Dari sisi organisasi, ketika kudeta G30S gagal, kader-kader Beek segera mengisi posisi-posisi penting dalam gerakan oposisi terhadap Soekarno. Kelompok ini yang paling siap dibandingkan dengan kelompok-kelompok lain. Sehingga tidak heran jika kader-kader Beek termasuk yang pertama dari kalangan sipil yang bergabung dengan Soeharto dan militer.

Selain film “Pengkhianatan G30S/PKI” dan buku putih[38] tentang kudeta yang gagal itu, hampir tidak ada kajian sejarah independen yang membahas saat-saat gagalnya percobaan kudeta G30S dan usaha-usaha lanjutannya dalam perebutan kekuasaan. Film “Pengkhianatan G30S/PKI” dibuat untuk kepentingan propaganda rezim Orde Baru. Sementara itu, buku putih versi Orde Baru tersebut kabarnya dibuat di Santa Monica, California, Amerika Serikat. Adalah Guy Pauker, staf think tank RAND Corporation, yang mengundang Ismail Saleh, SH dan Brigjen TNI Nugroho Notosusanto ke Santa Monica untuk menulis buku putih tersebut sebagai tandingan atas Cornell Paper.[39]

Kajian seperti ini sangat penting karena di masa-masa dini inilah sesungguhnya seluruh narasi Orde Baru dibentuk. Misalnya, siapa yang menasehati Soeharto untuk membentuk opini bahwa PKI-lah yang berada di balik kudeta gagal G30S? Siapakah yang memberikan nasehat untuk menciptakan mitos keji bahwa Gerwani yang menari dan menyilet tubuh para jendral yang dibunuh? Untuk tujuan apa? Pertanyaan-pertanyaan seperti itu penting diajukan dan dicari jawabannya.
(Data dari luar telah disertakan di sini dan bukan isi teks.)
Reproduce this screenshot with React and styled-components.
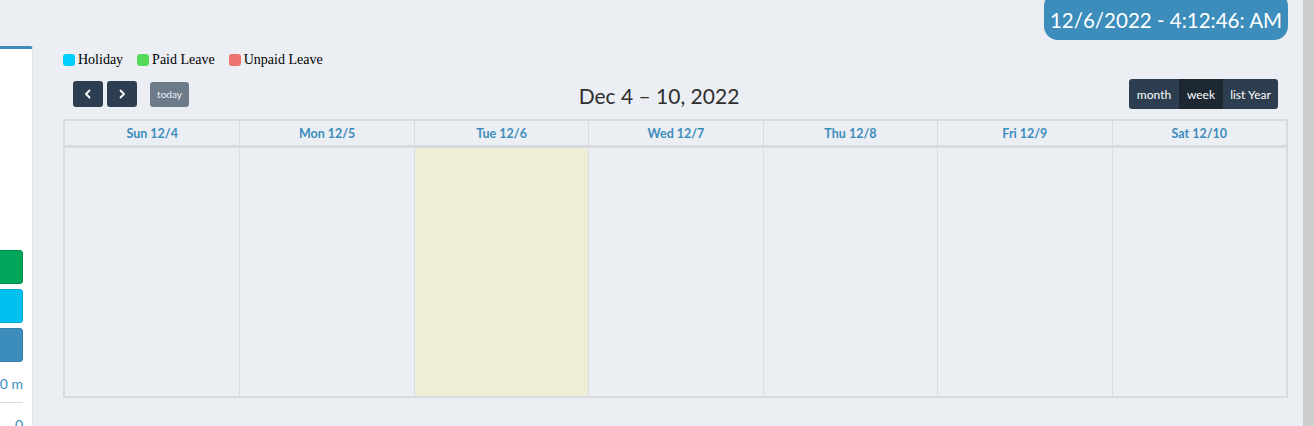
import React from "react";
import styled, { createGlobalStyle } from "styled-components";

const GlobalStyle = createGlobalStyle`
  html, body {
    margin: 0;
    padding: 0;
    background: #ebeef3;
    overflow: hidden;
  }
  body {
    font-family: Lato, "Open Sans", sans-serif;
  }
`;

const Page = styled.div`
  display: flex;
  width: 1314px;
  height: 426px;
  background: #ebeef3;
`;

const SideCard = styled.div`
  width: 33px;
  box-sizing: border-box;
  flex-shrink: 0;
  margin-top: 46px;
  background: #fff;
  border-top: 3px solid #3c8dbc;
  border-right: 1px solid #dfe3e8;
  border-top-right-radius: 3px;
  display: flex;
  justify-content: flex-end;
  align-items: flex-start;
  overflow: hidden;
`;

const SideInner = styled.div`
  flex-shrink: 0;
  width: 200px;
  padding: 201px 9px 0 0;
  display: flex;
  flex-direction: column;
  gap: 5px;

  & > * {
    flex-shrink: 0;
  }
`;

const SideButton = styled.div`
  height: 34px;
  border-radius: 3px;
  background: ${(p) => p.color};
  border: 1px solid ${(p) => p.edge};
  box-sizing: border-box;
`;

const SideText = styled.div`
  margin-top: ${(p) => p.gap}px;
  text-align: right;
  font-size: 14px;
  color: #3c8dbc;
  line-height: 16px;
`;

const SideRule = styled.div`
  margin-top: 5px;
  height: 1px;
  background: #dcdcdc;
`;

const Main = styled.div`
  flex: 1;
  display: flex;
  flex-direction: column;
  padding: 0 15px 0 30px;
`;

const ClockRow = styled.div`
  display: flex;
  justify-content: flex-end;
`;

const Clock = styled.div`
  margin-top: -8px;
  height: 48px;
  width: 244px;
  box-sizing: border-box;
  border-radius: 14px;
  background: #3c8dbc;
  color: #fff;
  font-size: 20.5px;
  display: flex;
  align-items: center;
  justify-content: center;
  padding-top: 8px;
`;

const Legend = styled.div`
  margin-top: 13px;
  display: flex;
  gap: 14px;
  height: 14px;
  align-items: center;
  font-family: "Liberation Serif", serif;
  font-size: 14px;
  color: #000;
`;

const LegendItem = styled.div`
  display: flex;
  align-items: center;
  gap: 3px;
`;

const Swatch = styled.span`
  width: 12px;
  height: 12px;
  border-radius: 3px;
  background: ${(p) => p.color};
`;

const Toolbar = styled.div`
  margin-top: 12px;
  height: 30px;
  display: flex;
  align-items: center;
  justify-content: space-between;
`;

const LeftGroup = styled.div`
  display: flex;
  align-items: center;
  padding-left: 10px;
`;

const NavButton = styled.button`
  width: 30px;
  height: 26px;
  margin-right: 4px;
  border: none;
  border-radius: 3px;
  background: #2c3e50;
  color: #fff;
  display: flex;
  align-items: center;
  justify-content: center;
  padding: 0;
`;

const TodayButton = styled.button`
  margin-left: 9px;
  width: 39px;
  height: 25px;
  border: none;
  border-radius: 3px;
  background: #6c7a89;
  color: #eef0f2;
  font-family: Lato, sans-serif;
  font-size: 10px;
  padding: 0;
`;

const Title = styled.h2`
  margin: 0 0 -2px;
  font-size: 21px;
  font-weight: 400;
  color: #2f2f2f;
`;

const ViewGroup = styled.div`
  display: flex;
  height: 30px;
  border-radius: 3px;
  overflow: hidden;
  margin-right: 10px;
`;

const ViewButton = styled.div`
  display: flex;
  align-items: center;
  justify-content: center;
  width: ${(p) => p.w}px;
  background: ${(p) => (p.active ? "#1e2833" : "#2c3e50")};
  color: #fff;
  font-size: 12px;
  white-space: nowrap;
`;

const Table = styled.div`
  margin-top: 10px;
  height: 279px;
  box-sizing: border-box;
  border: 2px solid #d7dbe1;
  display: grid;
  grid-template-columns: repeat(7, 1fr);
  grid-template-rows: 27px 1fr;
`;

const HeadCell = styled.div`
  display: flex;
  align-items: center;
  justify-content: center;
  font-size: 12.5px;
  font-weight: 700;
  color: #3c8dbc;
  border-left: ${(p) => (p.first ? "none" : "1px solid #d7dbe1")};
  border-bottom: 3px solid #d7dbe1;
`;

const BodyCell = styled.div`
  background: ${(p) => (p.today ? "#efecd7" : "transparent")};
  border-left: ${(p) => (p.first ? "none" : "1px solid #d9dde2")};
`;

const ScrollStrip = styled.div`
  width: 11px;
  flex-shrink: 0;
  background: #cdcdcd;
`;

const days = ["Sun 12/4", "Mon 12/5", "Tue 12/6", "Wed 12/7", "Thu 12/8", "Fri 12/9", "Sat 12/10"];

const Chevron = ({ dir }) => (
  <svg width="10" height="10" viewBox="0 0 10 10">
    <path
      d={dir === "left" ? "M6.5 1.5 L3 5 L6.5 8.5" : "M3.5 1.5 L7 5 L3.5 8.5"}
      stroke="#fff"
      strokeWidth="1.8"
      fill="none"
      strokeLinecap="round"
      strokeLinejoin="round"
    />
  </svg>
);

export default function App() {
  return (
    <>
      <GlobalStyle />
      <Page>
        <SideCard>
          <SideInner>
            <SideButton color="#00a65a" edge="#008d4c" />
            <SideButton color="#00c0ef" edge="#00acd6" />
            <SideButton color="#3c8dbc" edge="#367fa9" />
            <SideText gap={9}>100 m</SideText>
            <SideRule />
            <SideText gap={9}>0</SideText>
          </SideInner>
        </SideCard>
        <Main>
          <ClockRow>
            <Clock>12/6/2022 - 4:12:46: AM</Clock>
          </ClockRow>
          <Legend>
            <LegendItem>
              <Swatch color="#00cfff" />
              Holiday
            </LegendItem>
            <LegendItem>
              <Swatch color="#55db5a" />
              Paid Leave
            </LegendItem>
            <LegendItem>
              <Swatch color="#ee7370" />
              Unpaid Leave
            </LegendItem>
          </Legend>
          <Toolbar>
            <LeftGroup>
              <NavButton>
                <Chevron dir="left" />
              </NavButton>
              <NavButton>
                <Chevron dir="right" />
              </NavButton>
              <TodayButton>today</TodayButton>
            </LeftGroup>
            <Title>Dec 4 – 10, 2022</Title>
            <ViewGroup>
              <ViewButton w={50}>month</ViewButton>
              <ViewButton w={44} active>
                week
              </ViewButton>
              <ViewButton w={55}>list Year</ViewButton>
            </ViewGroup>
          </Toolbar>
          <Table>
            {days.map((d, i) => (
              <HeadCell key={d} first={i === 0}>
                {d}
              </HeadCell>
            ))}
            {days.map((d, i) => (
              <BodyCell key={d} first={i === 0} today={i === 2} />
            ))}
          </Table>
        </Main>
        <ScrollStrip />
      </Page>
    </>
  );
}
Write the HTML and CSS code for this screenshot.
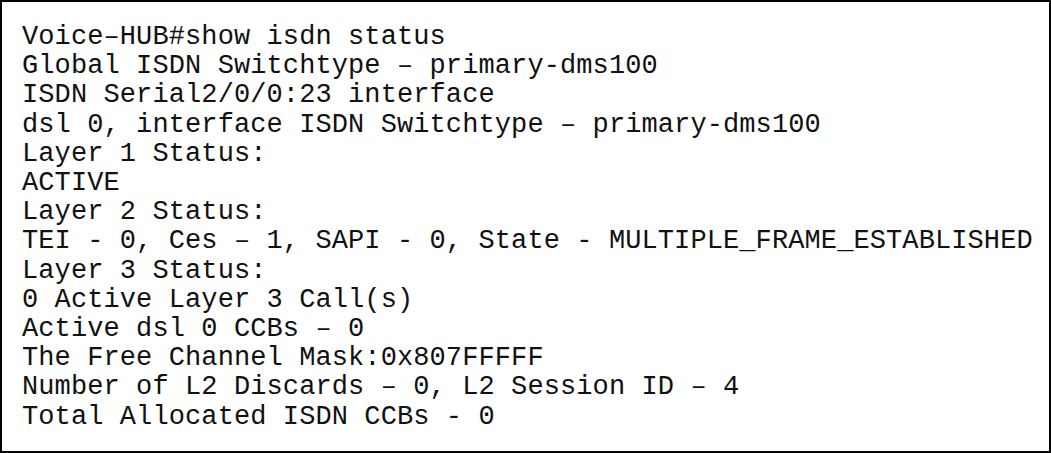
FILE: index.html
```html
<!DOCTYPE html>
<html>
<head>
<meta charset="utf-8">
<link rel="stylesheet" href="styles.css">
</head>
<body>
<div class="frame">
<pre class="console">Voice–HUB#show isdn status
Global ISDN Switchtype – primary-dms100
ISDN Serial2/0/0:23 interface
dsl 0, interface ISDN Switchtype – primary-dms100
Layer 1 Status:
ACTIVE
Layer 2 Status:
TEI - 0, Ces – 1, SAPI - 0, State - MULTIPLE_FRAME_ESTABLISHED
Layer 3 Status:
0 Active Layer 3 Call(s)
Active dsl 0 CCBs – 0
The Free Channel Mask:0x807FFFFF
Number of L2 Discards – 0, L2 Session ID – 4
Total Allocated ISDN CCBs - 0</pre>
</div>
</body>
</html>
```
FILE: styles.css
```css
html, body {
  margin: 0;
  padding: 0;
  background: #ffffff;
}
.frame {
  box-sizing: border-box;
  width: 1051px;
  height: 453px;
  border: 2px solid #000000;
  padding: 21px 0 0 20px;
}
.console {
  margin: 0;
  font-family: "Liberation Mono", "Courier New", monospace;
  font-size: 27px;
  line-height: 29.2px;
  letter-spacing: 0.1px;
  color: #111111;
}
```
Antara Kader dan ‘Apparatchik’ Rezim Orde Baru

Kader-kader Pater Beek memegang peranan menentukan dalam proses kudeta merayap oleh Soeharto untuk menggulingkan pemerintahan Soekarno. Tanggal 2 Oktober, hanya sehari setelah usaha kudeta ini digagalkan, Harry Tjan bersama aktivis-aktivis HMI (Himpunan Mahasiswa Islam) sudah membentuk Komite Aksi Pengganyangan Gestapu (KAP-Gestapu). Organisasi ini mendapat dukungan penuh dari Soeharto dan militer yang berpihak kepadanya. Pada akhir bulan Oktober 1965, Kesatuan Aksi Mahasiswa Indonesia (KAMI) terbentuk. Ketuanya adalah Cosmas Batubara, yang adalah juga Ketua Presidium PMKRI dan kader Beek.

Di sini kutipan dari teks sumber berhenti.